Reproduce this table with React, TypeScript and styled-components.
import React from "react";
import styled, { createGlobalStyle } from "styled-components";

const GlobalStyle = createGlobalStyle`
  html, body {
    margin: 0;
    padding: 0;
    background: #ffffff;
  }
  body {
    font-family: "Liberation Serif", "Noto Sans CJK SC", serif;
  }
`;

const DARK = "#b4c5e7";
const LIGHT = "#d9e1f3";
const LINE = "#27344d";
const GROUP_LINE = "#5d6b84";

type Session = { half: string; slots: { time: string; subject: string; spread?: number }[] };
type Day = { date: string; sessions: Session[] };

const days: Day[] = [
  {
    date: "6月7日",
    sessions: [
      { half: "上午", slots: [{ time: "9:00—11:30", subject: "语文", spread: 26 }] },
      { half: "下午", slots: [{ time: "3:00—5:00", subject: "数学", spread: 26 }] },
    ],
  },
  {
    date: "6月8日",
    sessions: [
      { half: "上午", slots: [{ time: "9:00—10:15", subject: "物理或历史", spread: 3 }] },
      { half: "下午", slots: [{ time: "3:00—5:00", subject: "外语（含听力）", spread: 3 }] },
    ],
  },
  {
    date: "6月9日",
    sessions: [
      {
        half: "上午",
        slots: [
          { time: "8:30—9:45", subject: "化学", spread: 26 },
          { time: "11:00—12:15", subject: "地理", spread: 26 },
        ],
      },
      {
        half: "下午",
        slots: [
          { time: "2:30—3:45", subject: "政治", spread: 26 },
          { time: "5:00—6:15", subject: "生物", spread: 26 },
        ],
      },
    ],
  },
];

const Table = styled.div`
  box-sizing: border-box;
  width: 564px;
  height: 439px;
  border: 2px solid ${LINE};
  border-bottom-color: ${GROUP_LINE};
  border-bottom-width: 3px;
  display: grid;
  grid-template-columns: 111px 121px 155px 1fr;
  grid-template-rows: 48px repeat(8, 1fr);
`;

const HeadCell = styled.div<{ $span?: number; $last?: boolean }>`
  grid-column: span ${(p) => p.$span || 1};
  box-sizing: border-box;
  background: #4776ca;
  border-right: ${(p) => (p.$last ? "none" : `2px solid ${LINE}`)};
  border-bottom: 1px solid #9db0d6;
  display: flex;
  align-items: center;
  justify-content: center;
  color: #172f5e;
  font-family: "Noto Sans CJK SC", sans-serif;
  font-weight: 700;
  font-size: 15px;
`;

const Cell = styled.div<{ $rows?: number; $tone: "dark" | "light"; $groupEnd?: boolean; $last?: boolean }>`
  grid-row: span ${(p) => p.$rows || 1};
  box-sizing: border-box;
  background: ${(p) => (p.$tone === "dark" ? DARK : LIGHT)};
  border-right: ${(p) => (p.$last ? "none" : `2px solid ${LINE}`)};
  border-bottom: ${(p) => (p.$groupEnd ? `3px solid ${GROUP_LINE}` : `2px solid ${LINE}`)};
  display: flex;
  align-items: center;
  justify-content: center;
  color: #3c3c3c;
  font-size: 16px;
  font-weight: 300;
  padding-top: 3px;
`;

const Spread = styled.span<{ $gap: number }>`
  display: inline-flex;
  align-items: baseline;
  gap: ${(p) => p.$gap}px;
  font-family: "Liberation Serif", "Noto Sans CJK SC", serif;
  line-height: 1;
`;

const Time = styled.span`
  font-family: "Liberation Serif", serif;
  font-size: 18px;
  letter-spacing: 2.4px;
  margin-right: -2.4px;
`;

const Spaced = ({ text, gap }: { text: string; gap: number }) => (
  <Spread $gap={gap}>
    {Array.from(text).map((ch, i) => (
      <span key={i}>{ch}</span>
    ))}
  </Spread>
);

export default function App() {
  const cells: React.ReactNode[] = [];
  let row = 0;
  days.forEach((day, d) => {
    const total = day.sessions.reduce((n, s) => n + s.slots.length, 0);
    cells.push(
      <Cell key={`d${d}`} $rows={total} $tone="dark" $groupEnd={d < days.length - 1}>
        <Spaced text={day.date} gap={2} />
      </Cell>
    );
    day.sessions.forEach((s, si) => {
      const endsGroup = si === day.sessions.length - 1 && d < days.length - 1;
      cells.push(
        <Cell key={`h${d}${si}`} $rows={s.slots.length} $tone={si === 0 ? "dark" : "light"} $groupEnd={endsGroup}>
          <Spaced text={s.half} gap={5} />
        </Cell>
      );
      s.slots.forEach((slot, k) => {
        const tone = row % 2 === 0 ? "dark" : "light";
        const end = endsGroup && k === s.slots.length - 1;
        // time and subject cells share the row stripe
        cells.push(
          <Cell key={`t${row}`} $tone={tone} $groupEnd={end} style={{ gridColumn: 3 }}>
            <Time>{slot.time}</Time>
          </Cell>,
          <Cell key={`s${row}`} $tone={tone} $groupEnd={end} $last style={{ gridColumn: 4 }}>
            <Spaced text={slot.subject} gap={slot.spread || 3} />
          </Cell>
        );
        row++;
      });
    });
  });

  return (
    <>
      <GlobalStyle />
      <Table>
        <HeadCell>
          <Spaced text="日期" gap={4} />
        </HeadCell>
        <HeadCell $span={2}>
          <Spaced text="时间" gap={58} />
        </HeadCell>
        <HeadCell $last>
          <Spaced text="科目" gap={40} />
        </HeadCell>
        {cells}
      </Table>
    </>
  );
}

####

Exercise >>
Look through the listing above. Pick out each line with "React" and copy it.

Output of the task >>
Reproduce this table with React, TypeScript and styled-components.
import React from "react";
  const cells: React.ReactNode[] = [];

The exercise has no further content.